Dengan buku-buku kalian
memang mendapatkan sesuatu. Dengan buku-buku memang menjanjikan pembaharuan
pemikiran, cara pandang, dan pembentukan karakter. Sebegitu pula tanpa
mengejwantantahkan siapakah pembuat buku itu, buku adalah sumber dari segala
ilmu. Dan bagiku, yang sebegitu itu, palsu. Aku hidup diantara kemunafikan
tingkat tinggi. Dibalut dengan doa-doa indah seperti pelangi yang mungkin ada
tanpa adanya hujan. Kau ragu? Begini adanya:
Suatu hari, aku menemu
pelangi.

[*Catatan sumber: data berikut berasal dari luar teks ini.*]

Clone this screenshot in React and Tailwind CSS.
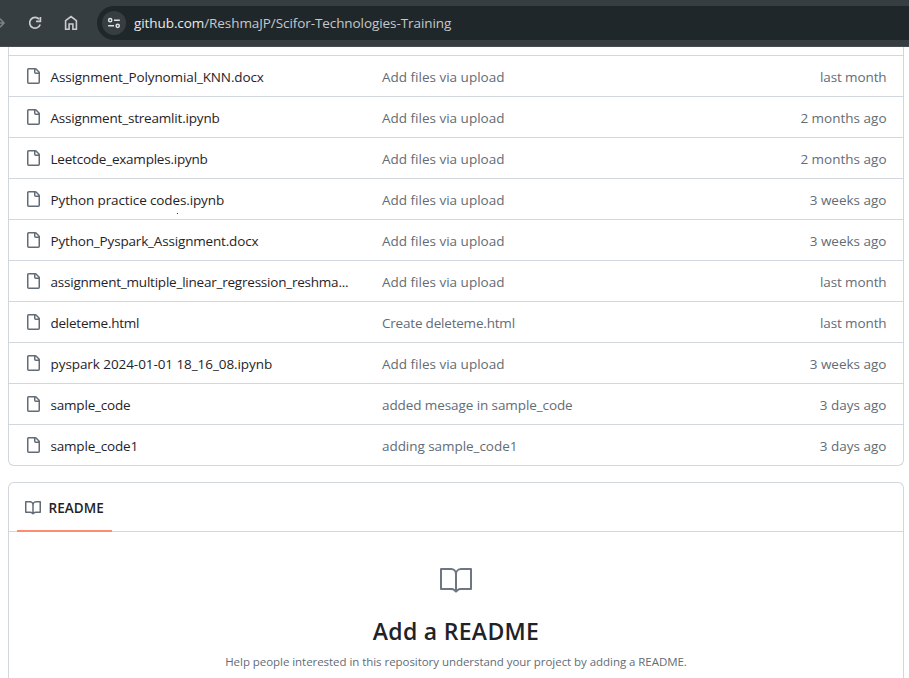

Tanpa aku meminta hujan yang sedemikian lebat yang sampai hati membuat
orang-orang disekelilingku resah. Aku menemukan Pelangi diatas lembaran kertas
yang putih, dengan goresan warna-warna semau gerak jari. Lalu aku bertanya,
apakah kita harus menunggu hujan yang mendera pelupuk dahulu lalu kita bisa
menemu pelangi? Dan ketegasan untuk menjawab "tidak" adalah hal yang
paling mudah untuk diragukan kebenarannya.
Seperti apa yang diajarkan
buku. Berhala modern itu tak mampu untuk menipuku dengan bayangan-bayangan
samar. Yang menjanjikan untuk mempimpin diri adalah aku sendiri. Seleraku tak
terbatasi dengan benda pasih yang mengkerdilkan megahnya kerajaan kepala dan
hati. Ayat-ayat yang tertulis bukan berarti ayat yang kebenarannya sempurna.
Aku menemu ayat-ayat yang tidak mampu untuk diintrepretasikan oleh buku.
Namun, benteng terakhir yang
masih bisa kita andalkan adalah hati. Ketika otak tak mampu untuk menerjamahkan
apa yang kita serap dari buku, maka hati adalah pilihan terakhir yang mampu
berbicara. Bagiku, hati adalah dinding antara kebenaran dan kemunafikan tingkat
tinggi. Yang tidak dapat dirasakan dengan panca indra, itu lah yang samar dan
perlu dikaji ulang. Oh kemalangan jiwa, begitu rahasiakah duni ini untuk kita?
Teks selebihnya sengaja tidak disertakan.